---------- Dataset content ----------

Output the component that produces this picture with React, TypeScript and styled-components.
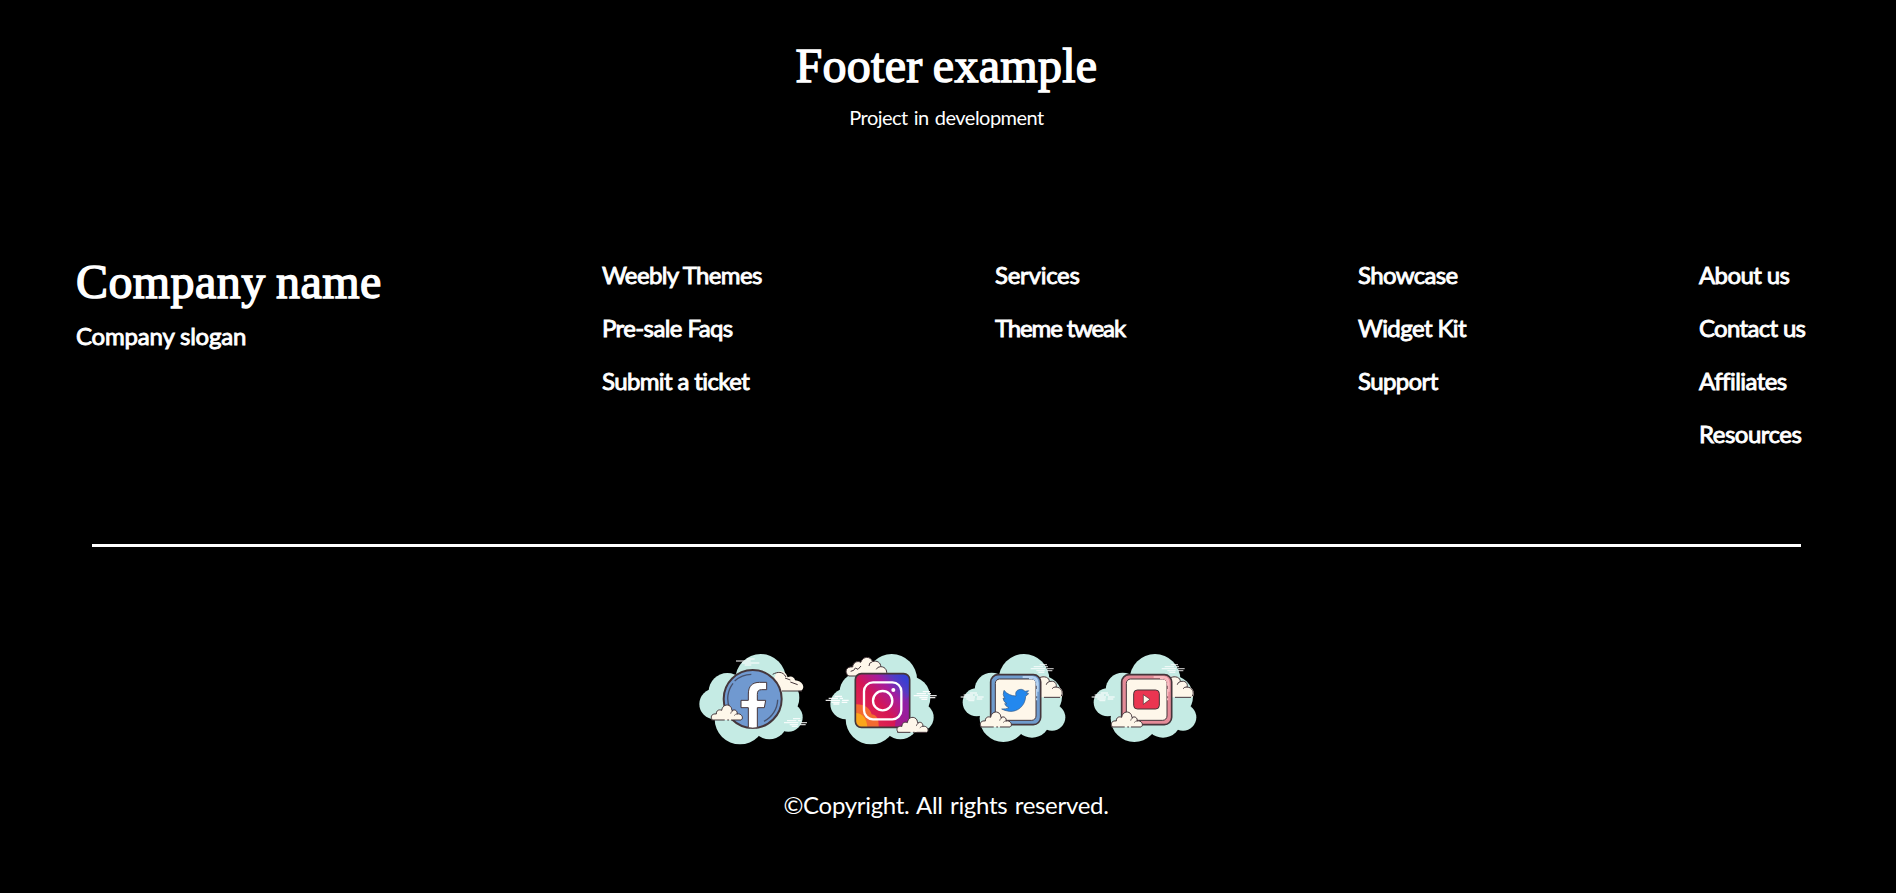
import React from "react";
import styled, { createGlobalStyle } from "styled-components";

const GlobalStyle = createGlobalStyle`
  body {
    margin: 0;
    background: #000;
    color: #fff;
    overflow: hidden;
  }
`;

const Page = styled.footer`
  box-sizing: border-box;
  height: 893px;
  padding-top: 38px;
  background: #000;
  font-family: Lato, "Liberation Sans", sans-serif;
`;

const Title = styled.h1<{ $spacing: number }>`
  margin: 0;
  font: 400 48px/56px "Liberation Serif", serif;
  letter-spacing: ${(p) => p.$spacing}px;
  word-spacing: -2px;
  -webkit-text-stroke: 1.4px #fff;
  white-space: nowrap;
`;

const Header = styled.header`
  display: flex;
  flex-direction: column;
  align-items: center;
  height: 210px;
  padding-right: 3px;
`;

const Subtitle = styled.p`
  margin: 11px 0 0;
  font-size: 20px;
  line-height: 24px;
  letter-spacing: -0.52px;
  word-spacing: 1.5px;
`;

const Columns = styled.div`
  display: grid;
  grid-template-columns: 526px 393px 363px 341px 1fr;
  height: 296px;
  padding-left: 76px;
`;

const Brand = styled.div`
  padding-top: 6px;
`;

const Slogan = styled.p`
  margin: 11px 0 0;
  font-size: 24px;
  line-height: 30px;
  letter-spacing: -0.2px;
  -webkit-text-stroke: 0.9px #fff;
`;

const LinkList = styled.ul`
  margin: 0;
  padding: 0;
  list-style: none;
`;

const LinkItem = styled.li<{ $spacing: number }>`
  height: 53px;
  font-size: 24px;
  line-height: 53px;
  letter-spacing: ${(p) => p.$spacing}px;
  white-space: nowrap;
  -webkit-text-stroke: 0.9px #fff;
`;

const Divider = styled.hr`
  height: 3px;
  margin: 0 95px 0 92px;
  border: 0;
  background: #fff;
`;

const SocialRow = styled.div`
  display: flex;
  padding: 98px 0 0 690px;
`;

const SocialIcon = styled.svg`
  display: block;
  width: 130px;
  height: 110px;
`;

const Copyright = styled.p`
  margin: 35px 4px 0 0;
  font-size: 24px;
  line-height: 30px;
  letter-spacing: -0.3px;
  word-spacing: 1.5px;
  text-align: center;
`;

const MINT = "#c5ebe4";
const CREAM = "#fef7ea";
const INK = "#45363b";

const Backdrop = () => (
  <g fill={MINT}>
    <circle cx="212" cy="103" r="76" />
    <circle cx="112" cy="140" r="56" />
    <circle cx="74" cy="177" r="46" />
    <circle cx="150" cy="222" r="76" />
    <circle cx="238" cy="230" r="53" />
    <circle cx="295" cy="217" r="43" />
    <circle cx="263" cy="158" r="65" />
  </g>
);

const Puff = ({ x, y }: { x: number; y: number }) => (
  <g transform={`translate(${x} ${y})`} strokeLinecap="round" strokeLinejoin="round">
    <path
      d="M2 46 C-5 34 4 26 15 28 C14 18 23 13 31 17 C33 3 46 -4 57 5 C62 10 61 16 62 18 C70 12 80 19 77 28 C90 25 98 39 90 46 Z"
      fill={CREAM}
    />
    <path
      d="M2 44 C-5 34 4 26 15 28 C14 18 23 13 31 17 C33 3 46 -4 57 5 C62 10 61 16 62 18 C70 12 80 19 77 28 C90 25 98 39 91 45 M2 46 H39 M49 46 H52 M60 46 H88"
      fill="none"
      stroke={INK}
      strokeWidth="3"
    />
    <path d="M64 19 q-6 1 -6 7 M77 28 q-5 0 -8 4" fill="none" stroke={INK} strokeWidth="2" />
  </g>
);

const Wind = ({ x, y, opacity = 0.9 }: { x: number; y: number; opacity?: number }) => (
  <path
    transform={`translate(${x} ${y})`}
    d="M27 -12 H49 M9 -6 H37 M42 -6 H52 M0 0 H43 M49 0 H69 M17 6 H42 M48 6 H65 M23 11 H41"
    stroke="#fff"
    strokeWidth="4"
    opacity={opacity}
    fill="none"
  />
);

const FacebookIcon = () => (
  <SocialIcon viewBox="0 0 390 330" role="img" aria-label="Facebook">
    <Backdrop />
    <path d="M138 48 H182 M156 54 H208 M170 42 H194 M164 60 H184" stroke="#fff" strokeWidth="3" />
    <path
      d="M252 140 C247 127 248 111 257 88 C262 75 286 73 293 97 C304 91 314 98 315 106 C336 107 348 127 334 137 Z"
      fill={CREAM}
    />
    <path
      d="M248 88 C263 80 278 78 288 96 M285 99 L301 105 M301 111 L323 119 M276 138 H336"
      fill="none"
      stroke={INK}
      strokeWidth="3"
    />
    <circle cx="188" cy="162" r="87" fill="#7099d0" stroke={INK} strokeWidth="6" />
    <path
      d="M119 190 A75 75 0 0 1 129 115 M134 108 A76 76 0 0 1 184 88 M263 164 A75 75 0 0 1 222 229 M254 198 A75 75 0 0 1 239 217"
      fill="none"
      stroke="#46516d"
      strokeWidth="4"
    />
    <path
      d="M175 248 V188 H153 V166 H175 V147 C175 123 187 112 209 112 H230 V134 H215 C205 134 202 139 202 148 V166 H227 L223 188 H202 V248 Q188 251 175 248 Z"
      fill="#fff"
      stroke={INK}
      strokeWidth="3"
      strokeLinejoin="round"
    />
    <Puff x={64} y={179} />
    <Wind x={282} y={233} opacity={0.8} />
  </SocialIcon>
);

const InstagramIcon = () => (
  <SocialIcon viewBox="15 0 390 330" role="img" aria-label="Instagram">
    <defs>
      <linearGradient id="instagram-fill" x1="0.05" y1="0.8" x2="0.9" y2="0.05">
        <stop offset="0" stopColor="#e72e4b" />
        <stop offset="0.4" stopColor="#d51655" />
        <stop offset="0.68" stopColor="#a51c9e" />
        <stop offset="0.86" stopColor="#533bc5" />
        <stop offset="1" stopColor="#3440d4" />
      </linearGradient>
    </defs>
    <g transform="translate(18 0)">
      <Backdrop />
    </g>
    <g transform="translate(93 36)">
      <path
        d="M8 57 C-7 45 1 27 20 30 C21 16 35 10 44 16 C52 -4 73 -3 80 14 C92 9 105 17 104 29 C119 29 126 43 120 57 Z"
        fill={CREAM}
        stroke={INK}
        strokeWidth="3"
      />
      <path d="M14 43 l9 -3 l5 -7 l8 4 l9 -10 M78 15 q-9 1 -9 12 M104 29 q-10 0 -13 8" fill="none" stroke={INK} strokeWidth="3" />
    </g>
    <rect x="121" y="86" width="163" height="161" rx="18" fill="url(#instagram-fill)" />
    <path d="M121 178 C151 177 165 191 170 208 C187 211 192 224 191 247 H139 Q121 247 121 229 Z" fill="#f36b31" />
    <path d="M121 204 C143 205 155 219 157 247 H139 Q121 247 121 229 Z" fill="#fba51b" />
    <path d="M284 150 V229 Q284 247 266 247 H240 C240 211 259 180 284 150 Z" fill="#8c20a6" opacity="0.65" />
    <rect x="121" y="86" width="163" height="161" rx="18" fill="none" stroke={INK} strokeWidth="5" />
    <g fill="none" stroke="#fff" strokeWidth="7">
      <rect x="147" y="112" width="112" height="111" rx="27" />
      <circle cx="203" cy="167" r="29" />
    </g>
    <circle cx="235" cy="135" r="6" fill="#fff" />
    <Puff x={246} y={216} />
    <Wind x={32} y={166} />
    <Wind x={296} y={152} />
  </SocialIcon>
);

const FramedBackdrop = () => (
  <g fill={MINT}>
    <circle cx="222" cy="103" r="76" />
    <circle cx="125" cy="134" r="51" />
    <circle cx="80" cy="172" r="42" />
    <circle cx="160" cy="220" r="71" />
    <circle cx="246" cy="224" r="54" />
    <circle cx="306" cy="217" r="40" />
    <circle cx="272" cy="155" r="64" />
  </g>
);

const FrameTile = ({ rim, shine }: { rim: string; shine: string }) => (
  <>
    <Wind x={242} y={71} opacity={0.7} />
    <Wind x={32} y={156} opacity={0.7} />
    <path
      d="M264 157 V98 C281 88 298 96 297 109 C312 105 321 116 319 124 C341 128 342 150 334 157 Z"
      fill={CREAM}
    />
    <path
      d="M268 98 C284 91 299 98 298 110 C312 105 322 115 318 126 C335 127 341 143 334 153 M283 157 H329 M297 110 q-7 2 -8 8 M318 126 q-8 -1 -11 4"
      fill="none"
      stroke={INK}
      strokeWidth="3"
      strokeLinecap="round"
    />
    <rect x="122" y="89" width="150" height="150" rx="22" fill={rim} stroke={INK} strokeWidth="5" />
    <path d="M218 96 H246 Q262 98 263 114 V140" fill="none" stroke={shine} strokeWidth="6" />
    <rect x="136" y="102" width="122" height="124" rx="13" fill={CREAM} stroke={INK} strokeWidth="3" />
    <path d="M237 101 H246 Q259 103 259 116 V122 M260 132 V154 M260 160 V166" fill="none" stroke={shine} strokeWidth="4" />
    <Puff x={91} y={200} />
  </>
);

const TwitterIcon = () => (
  <SocialIcon viewBox="0 0 390 330" role="img" aria-label="Twitter">
    <FramedBackdrop />
    <FrameTile rim="#6f9bcd" shine="#b4d2f2" />
    <path
      d="M162 136 C171 147 184 153 198 153 C194 138 204 133 214 133 Q221 134 225 139 L236 137 L229 145 L236 146 L227 154 C226 183 202 202 177 199 Q164 197 155 192 Q168 193 177 188 Q167 185 164 176 L171 176 Q160 171 159 159 L165 162 Q156 149 162 136 Z"
      fill="#2388ee"
      stroke="#355b87"
      strokeWidth="2"
    />
  </SocialIcon>
);

const YoutubeIcon = () => (
  <SocialIcon viewBox="0 0 390 330" role="img" aria-label="YouTube">
    <g transform="translate(3 0)">
      <FramedBackdrop />
      <FrameTile rim="#e58b98" shine="#f9bac0" />
    </g>
    <rect x="161" y="135" width="77" height="57" rx="11" fill="#ea3551" stroke={INK} strokeWidth="3" />
    <path d="M190 149 L210 163 L190 178 Z" fill={CREAM} stroke={INK} strokeWidth="2" />
  </SocialIcon>
);

const linkColumns: { label: string; spacing: number }[][] = [
  [
    { label: "Weebly Themes", spacing: -0.64 },
    { label: "Pre-sale Faqs", spacing: -0.6 },
    { label: "Submit a ticket", spacing: -0.62 },
  ],
  [
    { label: "Services", spacing: -0.27 },
    { label: "Theme tweak", spacing: -1.16 },
  ],
  [
    { label: "Showcase", spacing: -0.66 },
    { label: "Widget Kit", spacing: -0.58 },
    { label: "Support", spacing: -0.62 },
  ],
  [
    { label: "About us", spacing: -0.6 },
    { label: "Contact us", spacing: -0.68 },
    { label: "Affiliates", spacing: -0.54 },
    { label: "Resources", spacing: -0.5 },
  ],
];

export default function App() {
  return (
    <>
      <GlobalStyle />
      <Page>
        <Header>
          <Title $spacing={0.28}>Footer example</Title>
          <Subtitle>Project in development</Subtitle>
        </Header>
        <Columns>
          <Brand>
            <Title as="h2" $spacing={0.42}>Company name</Title>
            <Slogan>Company slogan</Slogan>
          </Brand>
          {linkColumns.map((links) => (
            <LinkList key={links[0].label}>
              {links.map(({ label, spacing }) => (
                <LinkItem key={label} $spacing={spacing}>{label}</LinkItem>
              ))}
            </LinkList>
          ))}
        </Columns>
        <Divider />
        <SocialRow>
          <FacebookIcon />
          <InstagramIcon />
          <TwitterIcon />
          <YoutubeIcon />
        </SocialRow>
        <Copyright>©Copyright. All rights reserved.</Copyright>
      </Page>
    </>
  );
}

----------

▸ **Directions**
Look for lines containing the string "components" and copy them all.

▸ **Correct response**
Output the component that produces this picture with React, TypeScript and styled-components.
import styled, { createGlobalStyle } from "styled-components";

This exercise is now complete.